Wednesday 26 August 2015

Understanding the Different Family Office Templates

Initially set up by the ultra-wealthy families such as the Fricks, Vanderbilts and Rockefellers, the concept of family offices has moved on this side of the globe as well to associate itself with giant names such as the Bajajs, Munjals, Premji, Wadia, and Ambani, among others in India. After all, the need for family offices in India is growing at a rapid pace with the proliferating number of HNWIs or High-net-worth individuals. The modus operandi of a family office, however, depends largely on your level of wealth, types of assets, and goals. This categories their functioning into three templates.

Administrative Family Office

This model involves managing the advisory and investment management services through the help of external service providers hired as contracts, however, it provides some level of tax, bookkeeping and other administrative services through its direct employed staff, who, usually, work on a part time basis. An administrative family office is often used by wealthy families that have an asset base of Rs. 5 crore and above.

Hybrid Family Office

Under the hybrid family office model, strategic functions, more often than not, run parallel to the objectives of the family and consequently they are managed in-house. To meet the long-term investment goals of the family, therefore, certain families allocate family members to manage specific strategic activities. This is especially the case when the member has an expertise in wealth management and privacy is a big concern. Though, certain investment decisions under this wealth management model may be taken in-house, the office outsources experts for tax, asset allocation and legal matters.

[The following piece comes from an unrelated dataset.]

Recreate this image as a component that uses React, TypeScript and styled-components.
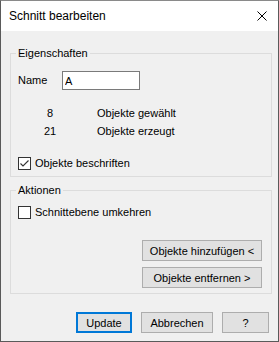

Comprehensive Family Office

This model is best for families who need control, security and privacy of the highest degree when managing their wealth. Given this, all administrative services and legal, tax, risk and core management works are managed by the in-house members of such family offices, though, it may outsource specialized investment management activities such as venture capital, market investments, hedge fund, private equity, etc. The outsourcing of such services, however, depends on the family’s budget, objectives, and other elements.

Conclusion

The job of a family office is not limited to protection and passing on of the multiplying wealth of a family to its heirs. Beyond the strategic functions that entail managing investment portfolio, taxes, and insurance also lie the responsibility to showcase the philanthropic deeds of the clients. Family office services offered by professional companies, therefore, usually, cover everything from private wealth management, estate planning, administrative, tax and philanthropy services.